Find the string "with" in the data, then copy every line where it is found.

--- START Extracted entries ---

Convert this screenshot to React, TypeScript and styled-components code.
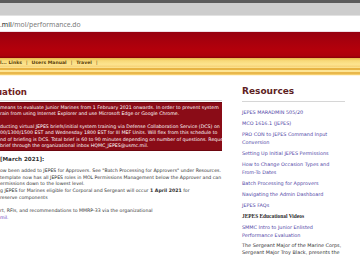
import React from 'react';
import styled, { createGlobalStyle } from 'styled-components';

const Global = createGlobalStyle`
  html, body { margin: 0; padding: 0; background: #fff; }
  body { width: 360px; height: 255px; overflow: hidden; font-family: "DejaVu Sans", Verdana, sans-serif; }
  * { box-sizing: border-box; }
`;

const Page = styled.div`
  width: 360px;
  height: 255px;
  overflow: hidden;
  display: flex;
  flex-direction: column;
  background: #fff;
`;

const TopStrip = styled.div`
  height: 3px;
  flex: none;
  background: #5b5b5b;
`;

const TabBar = styled.div`
  height: 13px;
  flex: none;
  background: #cdcdcd;
  border-bottom: 1px solid #e2e2e2;
`;

const AddressBar = styled.div`
  height: 16px;
  flex: none;
  display: flex;
  align-items: center;
  padding-top: 1px;
  background: #fff;
  border-bottom: 1px solid #efdfe6;
  font-family: "Noto Sans", "DejaVu Sans", sans-serif;
  font-size: 6.8px;
  color: #7a7a7a;
  white-space: nowrap;
`;

const Host = styled.span`
  color: #222;
`;

const SiteHeader = styled.div`
  height: 26px;
  flex: none;
  background: linear-gradient(#960010 0%, #a8000d 35%, #b4000b 70%, #ad000b 92%, #850008 100%);
`;

const NavBar = styled.div`
  height: 9px;
  flex: none;
  display: flex;
  align-items: center;
  gap: 4px;
  background: linear-gradient(#e9b447 0%, #f8d979 30%, #fde48f 70%, #f6d277 100%);
  font-size: 4.6px;
  font-weight: bold;
  color: #5a3c06;
  white-space: nowrap;
`;

const NavSep = styled.span`
  font-weight: normal;
  color: #6b4a10;
`;

const NavStripes = styled.div`
  height: 9px;
  flex: none;
  background: linear-gradient(
    #fbe08c 0px, #fbe08c 1px,
    #e7b344 1px, #e7b344 3px,
    #fde596 3px, #fde596 5px,
    #e9b84c 5px, #e9b84c 7px,
    #f7d57c 7px, #f3c860 8px,
    #fff6dc 8px, #fff6dc 9px
  );
`;

const Content = styled.div`
  flex: 1;
  display: flex;
  gap: 20px;
  overflow: hidden;
`;

const Main = styled.div`
  width: 222px;
  flex: none;
  overflow: hidden;
`;

const PageTitle = styled.h1`
  margin: 0;
  padding: 10px 0 2px;
  line-height: 12px;
  font-size: 8.6px;
  font-weight: bold;
  color: #701d22;
  border-bottom: 1px solid #d6d6d6;
  white-space: nowrap;
  text-indent: -4px;
`;

const Notice = styled.div`
  margin-top: 1px;
  padding: 2px 0 1px;
  background: #8a0c17;
  border-top: 1px solid #6d0710;
  border-bottom: 1px solid #6d0710;
  color: #fff;
  font-size: 4.72px;
`;

const Para = styled.div<{ $gap?: number }>`
  margin-top: ${(p) => p.$gap ?? 0}px;
`;

const Line = styled.div`
  line-height: 6.4px;
  white-space: nowrap;
`;

const SubHead = styled.div`
  margin-top: 4px;
  line-height: 8px;
  font-size: 5.6px;
  font-weight: bold;
  color: #333;
  white-space: nowrap;
`;

const Body = styled.div`
  font-size: 4.65px;
  color: #333;
`;

const BodyLine = styled.div`
  line-height: 6.3px;
  white-space: nowrap;
`;

const Item = styled.div<{ $gap?: number }>`
  margin-top: ${(p) => p.$gap ?? 0}px;
`;

const InlineLink = styled.span`
  color: #6a36b8;
`;

const Side = styled.div`
  width: 110px;
  flex: none;
`;

const SideTitle = styled.h2`
  margin: 0;
  width: 103px;
  padding: 9px 0 4px;
  line-height: 12px;
  font-size: 9px;
  font-weight: bold;
  color: #5e1f24;
  border-bottom: 1px solid #d6d6d6;
  white-space: nowrap;
`;

const LinkList = styled.div`
  display: flex;
  flex-direction: column;
  gap: 3px;
  padding-top: 6px;
`;

const SideLink = styled.a`
  display: block;
  font-size: 4.9px;
  line-height: 8px;
  color: #4f46a6;
  text-decoration: none;
  white-space: nowrap;
`;

const SideLabel = styled.div`
  font-family: "Liberation Serif", "Times New Roman", serif;
  font-size: 5.4px;
  font-weight: bold;
  line-height: 8px;
  color: #2b2b2b;
  white-space: nowrap;
`;

const SideText = styled.div`
  font-size: 4.9px;
  line-height: 6.5px;
  color: #333;
  white-space: nowrap;
`;

export default function App() {
  return (
    <>
      <Global />
      <Page>
        <TopStrip />
        <TabBar />
        <AddressBar>
          .<Host>mil</Host>/mol/performance.do
        </AddressBar>
        <SiteHeader />
        <NavBar>
          <span>l... Links</span>
          <NavSep>|</NavSep>
          <span>Users Manual</span>
          <NavSep>|</NavSep>
          <span>Travel</span>
          <NavSep>|</NavSep>
        </NavBar>
        <NavStripes />
        <Content>
          <Main>
            <PageTitle>uation</PageTitle>
            <Notice>
              <Para>
                <Line>means to evaluate Junior Marines from 1 February 2021 onwards. In order to prevent system</Line>
                <Line>rain from using Internet Explorer and use Microsoft Edge or Google Chrome.</Line>
              </Para>
              <Para $gap={6}>
                <Line>ducting virtual JEPES briefs/initial system training via Defense Collaboration Service (DCS) on</Line>
                <Line>00/1300/1500 EST and Wednesday 1800 EST for III MEF Units. Will flex from this schedule to</Line>
                <Line>nd of briefing is DCS. Total brief is 60 to 90 minutes depending on number of questions. Request</Line>
                <Line>brief through the organizational inbox HQMC_JEPES@usmc.mil.</Line>
              </Para>
            </Notice>
            <SubHead>[March 2021]:</SubHead>
            <Body>
              <Item $gap={5}>
                <BodyLine>ow been added to JEPES for Approvers. See "Batch Processing for Approvers" under Resources.</BodyLine>
                <BodyLine>template now has all JEPES roles in MOL Permissions Management below the Approver and can</BodyLine>
                <BodyLine>ermissions down to the lowest level.</BodyLine>
              </Item>
              <Item $gap={1}>
                <BodyLine>g JEPES for Marines eligible for Corporal and Sergeant will occur <b>1 April 2021</b> for</BodyLine>
                <BodyLine>reserve components</BodyLine>
              </Item>
              <Item $gap={7.5}>
                <BodyLine>rt, RFIs, and recommendations to MMRP-33 via the organizational</BodyLine>
                <BodyLine><InlineLink>mil.</InlineLink></BodyLine>
              </Item>
            </Body>
          </Main>
          <Side>
            <SideTitle>Resources</SideTitle>
            <LinkList>
              <SideLink href="#">JEPES MARADMIN 505/20</SideLink>
              <SideLink href="#">MCO 1616.1 (JEPES)</SideLink>
              <SideLink href="#">PRO CON to JEPES Command Input<br />Conversion</SideLink>
              <SideLink href="#">Setting Up Initial JEPES Permissions</SideLink>
              <SideLink href="#">How to Change Occasion Types and<br />From-To Dates</SideLink>
              <SideLink href="#">Batch Processing for Approvers</SideLink>
              <SideLink href="#">Navigating the Admin Dashboard</SideLink>
              <SideLink href="#">JEPES FAQs</SideLink>
              <SideLabel>JEPES Educational Videos</SideLabel>
              <SideLink href="#">SMMC Intro to Junior Enlisted<br />Performance Evaluation</SideLink>
              <SideText>The Sergeant Major of the Marine Corps,<br />Sergeant Major Troy Black, presents the</SideText>
            </LinkList>
          </Side>
        </Content>
      </Page>
    </>
  );
}
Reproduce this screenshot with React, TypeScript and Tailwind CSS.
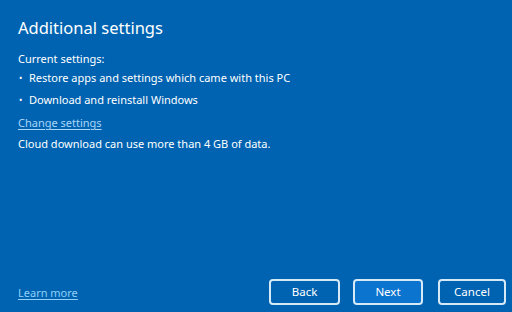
export default function App() {
  return (
    <div
      className="w-[512px] h-[312px] bg-[#0063b1] text-white flex flex-col pl-[18px] pr-[6px] pt-[16px] pb-[7px]"
      style={{ fontFamily: '"Noto Sans", "Open Sans", sans-serif' }}
    >
      <h1 className="text-[16.5px] leading-[24px] font-normal">Additional settings</h1>

      <div className="mt-[9px] text-[11px] leading-[19px]">
        <p>Current settings:</p>
        <ul className="flex flex-col gap-[3px]">
          <li className="flex items-center">
            <span className="w-[11px] pl-[1px] text-[9px]">•</span>
            <span>Restore apps and settings which came with this PC</span>
          </li>
          <li className="flex items-center">
            <span className="w-[11px] pl-[1px] text-[9px]">•</span>
            <span>Download and reinstall Windows</span>
          </li>
        </ul>
        <a href="#" className="block mt-[4px] w-fit text-[#a9d6f7] underline underline-offset-2">
          Change settings
        </a>
        <p className="mt-[2px]">Cloud download can use more than 4 GB of data.</p>
      </div>

      <div className="mt-auto flex items-center justify-between">
        <a href="#" className="text-[11px] leading-[19px] text-[#8fcff8] underline underline-offset-2">
          Learn more
        </a>
        <div className="flex">
          <button className="w-[71px] h-[26px] rounded-[4px] border-2 border-[#d6e9f7] text-[11.5px]">
            Back
          </button>
          <button className="ml-[13px] w-[70px] h-[26px] rounded-[4px] border-2 border-[#d6e9f7] bg-[#0b74cf] text-[11.5px]">
            Next
          </button>
          <button className="ml-[15px] w-[68px] h-[26px] rounded-[4px] border-2 border-[#d6e9f7] text-[11.5px]">
            Cancel
          </button>
        </div>
      </div>
    </div>
  );
}
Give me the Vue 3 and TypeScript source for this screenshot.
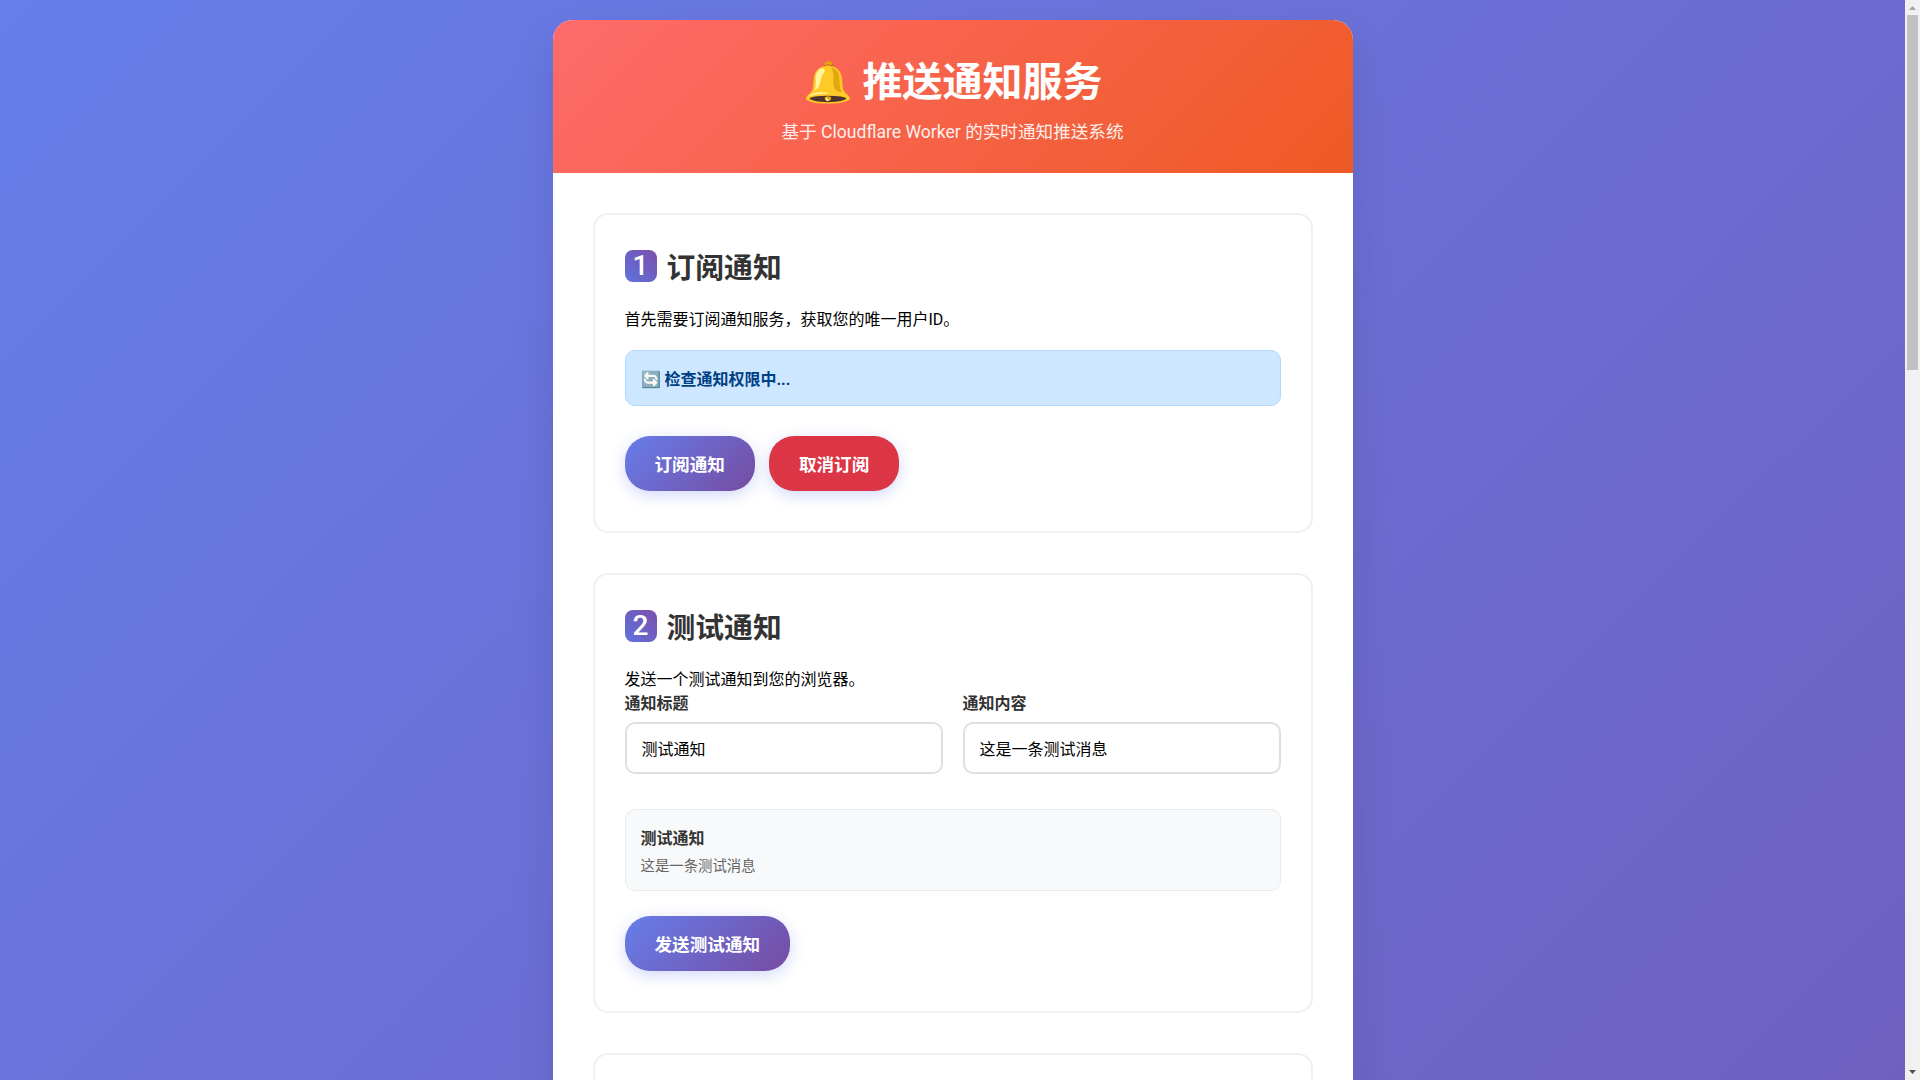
<script setup lang="ts">
import { ref } from 'vue'
const title = ref('测试通知')
const body = ref('这是一条测试消息')
</script>

<template>
  <div class="container">
    <header class="header">
      <h1>🔔 推送通知服务</h1>
      <p>基于 Cloudflare Worker 的实时通知推送系统</p>
    </header>
    <main class="content">
      <section class="section">
        <h2><span class="num">1</span>订阅通知</h2>
        <p>首先需要订阅通知服务，获取您的唯一用户ID。</p>
        <div class="status">🔄 检查通知权限中...</div>
        <div class="actions">
          <button class="btn" type="button">订阅通知</button>
          <button class="btn btn-danger" type="button">取消订阅</button>
        </div>
      </section>
      <section class="section">
        <h2><span class="num">2</span>测试通知</h2>
        <p>发送一个测试通知到您的浏览器。</p>
        <div class="form-row">
          <div class="form-group">
            <label for="t">通知标题</label>
            <input id="t" v-model="title" type="text" />
          </div>
          <div class="form-group">
            <label for="b">通知内容</label>
            <input id="b" v-model="body" type="text" />
          </div>
        </div>
        <div class="preview">
          <div class="preview-title">{{ title }}</div>
          <div class="preview-body">{{ body }}</div>
        </div>
        <div class="actions">
          <button class="btn" type="button">发送测试通知</button>
        </div>
      </section>
      <section class="section section-rest"></section>
    </main>
  </div>
  <div class="scrollbar" aria-hidden="true">
    <svg class="arrow" width="15" height="15" viewBox="0 0 15 15"><path d="M7.5 6L11 10H4z" fill="#a3a3a3" /></svg>
    <div class="track"><div class="thumb"></div></div>
    <svg class="arrow" width="15" height="15" viewBox="0 0 15 15"><path d="M4 5H11L7.5 9z" fill="#505050" /></svg>
  </div>
</template>

<style>
html, body { margin: 0; }
body {
  min-height: 100vh;
  padding: 20px 35px 20px 20px;
  box-sizing: border-box;
  background: linear-gradient(135deg, #667eea 0%, #764ba2 100%);
  font-family: Roboto, "Noto Sans CJK SC", sans-serif;
}
</style>

<style scoped>
.scrollbar {
  position: fixed;
  top: 0;
  right: 0;
  display: flex;
  flex-direction: column;
  width: 15px;
  height: 100vh;
  background: #f1f1f1;
}
.arrow { display: block; flex: none; }
.track { flex: 1; }
.thumb { width: 11px; height: 355px; margin: 0 2px; background: #c1c1c1; }
.container {
  max-width: 800px;
  margin: 0 auto;
  background: #fff;
  border-radius: 20px;
  box-shadow: 0 20px 40px rgba(0, 0, 0, 0.1);
  overflow: hidden;
}
.header {
  background: linear-gradient(135deg, #ff6b6b, #ee5a24);
  color: #fff;
  padding: 30px;
  text-align: center;
}
.header h1 { margin: 0 0 10px; font-size: 40px; font-weight: 700; }
.header p { margin: 0; font-size: 17.6px; opacity: 0.9; }
.content { padding: 40px; }
.section {
  margin-bottom: 40px;
  padding: 30px;
  border: 2px solid #f0f0f0;
  border-radius: 15px;
}
.section-rest { box-sizing: border-box; min-height: 2081px; margin-bottom: 0; }
h2 {
  display: flex;
  align-items: center;
  gap: 10px;
  margin: 0 0 20px;
  font-size: 28.8px;
  font-weight: 700;
  color: #333;
}
.num {
  display: flex;
  align-items: center;
  justify-content: center;
  width: 32px;
  height: 32px;
  border-radius: 8px;
  background: linear-gradient(45deg, #5f72dc, #7a50ab);
  color: #fff;
  font-size: 28px;
  font-weight: 500;
  font-family: Roboto, sans-serif;
}
.section p { margin: 0; font-size: 16px; color: #000; }
.status {
  margin: 20px 0;
  padding: 15px;
  border: 1px solid #b3d7ff;
  border-radius: 10px;
  background: #cce7ff;
  color: #004085;
  font-weight: 700;
}
.actions { display: flex; gap: 14px; padding: 10px 0; }
.btn {
  padding: 15px 30px;
  border: 0;
  border-radius: 25px;
  background: linear-gradient(135deg, #667eea, #764ba2);
  box-shadow: 0 4px 15px rgba(102, 126, 234, 0.3);
  color: #fff;
  font: 700 17.6px Roboto, "Noto Sans CJK SC", sans-serif;
}
.btn-danger { background: #dc3545; }
.form-row { display: grid; grid-template-columns: 1fr 1fr; gap: 20px; }
.form-group { margin-bottom: 20px; }
label { display: block; margin-bottom: 8px; color: #333; font-weight: 700; }
input {
  width: 100%;
  height: 52px;
  box-sizing: border-box;
  padding: 15px;
  border: 2px solid #e0e0e0;
  border-radius: 10px;
  font: 16px Roboto, "Noto Sans CJK SC", sans-serif;
  color: #000;
}
.preview {
  margin: 15px 0;
  padding: 15px;
  border: 1px solid #e9ecef;
  border-radius: 10px;
  background: #f8f9fa;
}
.preview-title { margin-bottom: 5px; color: #333; font-weight: 700; }
.preview-body { color: #666; font-size: 14.4px; }
</style>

--- END Extracted entries ---

* Finished answer
Reproduce this screenshot with React, TypeScript and Tailwind CSS.
            <span>Restore apps and settings which came with this PC</span>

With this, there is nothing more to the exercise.